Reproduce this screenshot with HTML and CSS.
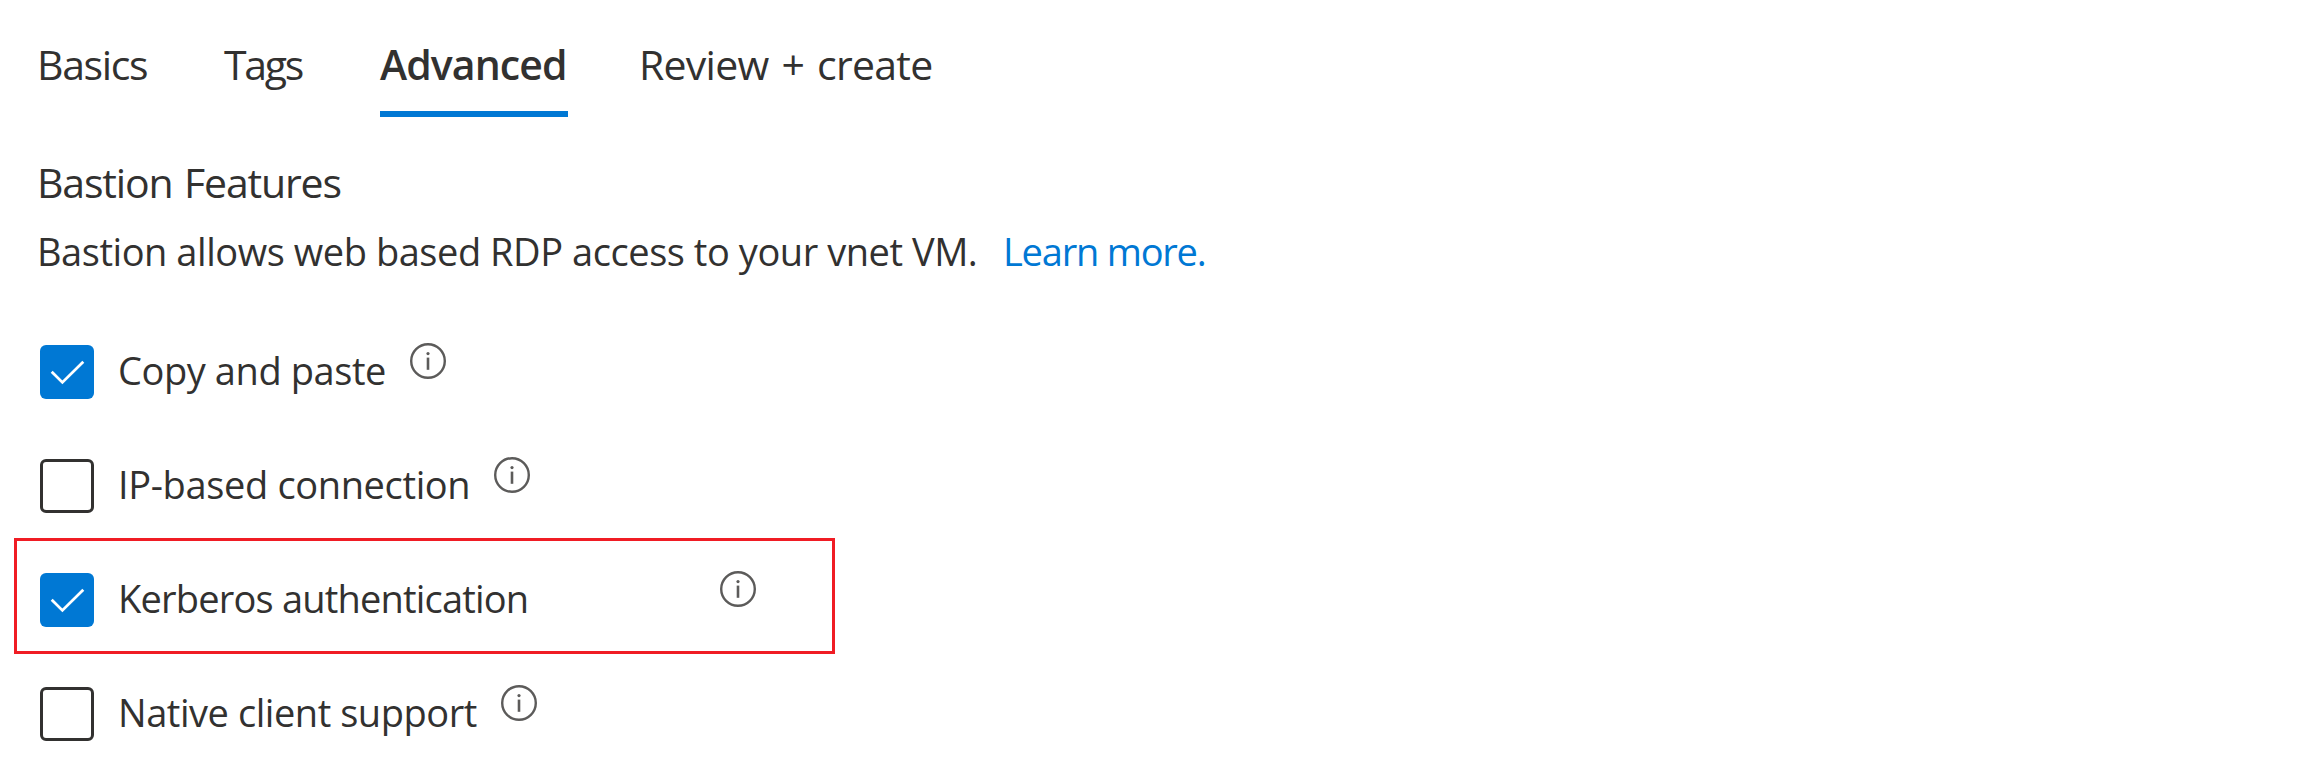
FILE: index.html
```html
<!DOCTYPE html>
<html lang="en">
<head>
<meta charset="utf-8">
<title>Create a Bastion</title>
<link rel="stylesheet" href="styles.css">
</head>
<body>
<svg class="defs" aria-hidden="true">
  <symbol id="check" viewBox="0 0 54 54"><path d="M11.7 26.8 22.4 37.4 43.3 16.8" fill="none" stroke="#fff" stroke-width="2.8"/></symbol>
  <symbol id="info" viewBox="0 0 36 36"><circle cx="18" cy="18" r="16.8" fill="none" stroke="#5c5b5a" stroke-width="2.4"/><circle cx="18" cy="10.6" r="1.6" fill="#5c5b5a"/><path d="M18 14.6V26.8" stroke="#5c5b5a" stroke-width="2.6"/></symbol>
</svg>
<nav class="tabs">
  <a class="tab tab-basics">Basics</a>
  <a class="tab tab-tags">Tags</a>
  <a class="tab tab-advanced active">Advanced</a>
  <a class="tab tab-review">Review + create</a>
</nav>
<main class="content">
  <h2 class="heading">Bastion Features</h2>
  <p class="description"><span class="summary">Bastion allows web based RDP access to your vnet VM.</span><a class="link">Learn more.</a></p>
  <div class="options">
    <div class="option">
      <span class="box checked"><svg class="mark"><use href="#check"/></svg></span>
      <span class="label copy">Copy and paste</span>
      <svg class="info"><use href="#info"/></svg>
    </div>
    <div class="option">
      <span class="box"></span>
      <span class="label ip">IP-based connection</span>
      <svg class="info"><use href="#info"/></svg>
    </div>
    <div class="option highlighted">
      <span class="box checked"><svg class="mark"><use href="#check"/></svg></span>
      <span class="label kerberos">Kerberos authentication</span>
      <svg class="info"><use href="#info"/></svg>
    </div>
    <div class="option">
      <span class="box"></span>
      <span class="label native">Native client support</span>
      <svg class="info"><use href="#info"/></svg>
    </div>
  </div>
</main>
</body>
</html>
```
FILE: styles.css
```css
*, *::after { box-sizing: border-box; }

body {
  margin: 0;
  padding: 34px 0 0 37px;
  background: #fff;
  color: #323130;
  font-family: "Open Sans", "Noto Sans", sans-serif;
}

.defs { display: none; }

.tabs {
  display: flex;
  font-size: 41px;
  line-height: 60px;
}

.tab {
  height: 83px;
  white-space: nowrap;
}

.tab-basics { width: 187px; letter-spacing: -1.35px; }
.tab-tags { width: 156px; letter-spacing: -2.3px; }
.tab-advanced { width: 188px; margin-right: 71px; letter-spacing: -0.9px; }
.tab-review { letter-spacing: -0.74px; word-spacing: 3px; }

.active {
  border-bottom: 6px solid #0078d4;
  font-weight: 600;
}

.heading {
  margin: 35px 0 9px;
  font-size: 41px;
  font-weight: 400;
  line-height: 60px;
  letter-spacing: -1.15px;
  word-spacing: 2px;
}

.description {
  display: flex;
  margin: 0;
  font-size: 38px;
  line-height: 60px;
  white-space: nowrap;
}

.summary { width: 966px; letter-spacing: -0.45px; }
.link { color: #0078d4; letter-spacing: -1.22px; }

.options { padding: 34px 0 0 3px; }

.option {
  position: relative;
  display: flex;
  align-items: center;
  height: 114px;
}

.box {
  width: 54px;
  height: 54px;
  margin-right: 24px;
  border: 3px solid #323130;
  border-radius: 6px;
}

.checked {
  border: 0;
  background: #0078d4;
}

.mark { display: block; width: 54px; height: 54px; }

.label {
  padding-bottom: 4px;
  font-size: 38px;
  line-height: 60px;
  white-space: nowrap;
}

.copy { width: 292px; letter-spacing: -0.42px; }
.ip { width: 376px; letter-spacing: -0.36px; }
.kerberos { width: 602px; letter-spacing: -0.8px; }
.native { width: 383px; letter-spacing: -0.45px; }

.info {
  width: 36px;
  height: 36px;
  margin-bottom: 22px;
}

/* Callout frame drawn over the option row */
.highlighted::after {
  content: "";
  position: absolute;
  top: -5px;
  left: -26px;
  width: 821px;
  height: 116px;
  border: 3px solid #f01c24;
}
```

Written problem
Copy out each line exactly, without the pictures.

Solution to the problem
Reproduce this screenshot with HTML and CSS.
FILE: index.html
```html
<!DOCTYPE html>
<html lang="en">
<head>
<meta charset="utf-8">
<title>Create a Bastion</title>
<link rel="stylesheet" href="styles.css">
</head>
<body>
<svg class="defs" aria-hidden="true">
  <symbol id="check" viewBox="0 0 54 54"><path d="M11.7 26.8 22.4 37.4 43.3 16.8" fill="none" stroke="#fff" stroke-width="2.8"/></symbol>
  <symbol id="info" viewBox="0 0 36 36"><circle cx="18" cy="18" r="16.8" fill="none" stroke="#5c5b5a" stroke-width="2.4"/><circle cx="18" cy="10.6" r="1.6" fill="#5c5b5a"/><path d="M18 14.6V26.8" stroke="#5c5b5a" stroke-width="2.6"/></symbol>
</svg>
<nav class="tabs">
  <a class="tab tab-basics">Basics</a>
  <a class="tab tab-tags">Tags</a>
  <a class="tab tab-advanced active">Advanced</a>
  <a class="tab tab-review">Review + create</a>
</nav>
<main class="content">
  <h2 class="heading">Bastion Features</h2>
  <p class="description"><span class="summary">Bastion allows web based RDP access to your vnet VM.</span><a class="link">Learn more.</a></p>
  <div class="options">
    <div class="option">
      <span class="box checked"><svg class="mark"><use href="#check"/></svg></span>
      <span class="label copy">Copy and paste</span>
      <svg class="info"><use href="#info"/></svg>
    </div>
    <div class="option">
      <span class="box"></span>
      <span class="label ip">IP-based connection</span>
      <svg class="info"><use href="#info"/></svg>
    </div>
    <div class="option highlighted">
      <span class="box checked"><svg class="mark"><use href="#check"/></svg></span>
      <span class="label kerberos">Kerberos authentication</span>
      <svg class="info"><use href="#info"/></svg>
    </div>
    <div class="option">
      <span class="box"></span>
      <span class="label native">Native client support</span>
      <svg class="info"><use href="#info"/></svg>
    </div>
  </div>
</main>
</body>
</html>
```
FILE: styles.css
```css
*, *::after { box-sizing: border-box; }

body {
  margin: 0;
  padding: 34px 0 0 37px;
  background: #fff;
  color: #323130;
  font-family: "Open Sans", "Noto Sans", sans-serif;
}

.defs { display: none; }

.tabs {
  display: flex;
  font-size: 41px;
  line-height: 60px;
}

.tab {
  height: 83px;
  white-space: nowrap;
}

.tab-basics { width: 187px; letter-spacing: -1.35px; }
.tab-tags { width: 156px; letter-spacing: -2.3px; }
.tab-advanced { width: 188px; margin-right: 71px; letter-spacing: -0.9px; }
.tab-review { letter-spacing: -0.74px; word-spacing: 3px; }

.active {
  border-bottom: 6px solid #0078d4;
  font-weight: 600;
}

.heading {
  margin: 35px 0 9px;
  font-size: 41px;
  font-weight: 400;
  line-height: 60px;
  letter-spacing: -1.15px;
  word-spacing: 2px;
}

.description {
  display: flex;
  margin: 0;
  font-size: 38px;
  line-height: 60px;
  white-space: nowrap;
}

.summary { width: 966px; letter-spacing: -0.45px; }
.link { color: #0078d4; letter-spacing: -1.22px; }

.options { padding: 34px 0 0 3px; }

.option {
  position: relative;
  display: flex;
  align-items: center;
  height: 114px;
}

.box {
  width: 54px;
  height: 54px;
  margin-right: 24px;
  border: 3px solid #323130;
  border-radius: 6px;
}

.checked {
  border: 0;
  background: #0078d4;
}

.mark { display: block; width: 54px; height: 54px; }

.label {
  padding-bottom: 4px;
  font-size: 38px;
  line-height: 60px;
  white-space: nowrap;
}

.copy { width: 292px; letter-spacing: -0.42px; }
.ip { width: 376px; letter-spacing: -0.36px; }
.kerberos { width: 602px; letter-spacing: -0.8px; }
.native { width: 383px; letter-spacing: -0.45px; }

.info {
  width: 36px;
  height: 36px;
  margin-bottom: 22px;
}

/* Callout frame drawn over the option row */
.highlighted::after {
  content: "";
  position: absolute;
  top: -5px;
  left: -26px;
  width: 821px;
  height: 116px;
  border: 3px solid #f01c24;
}
```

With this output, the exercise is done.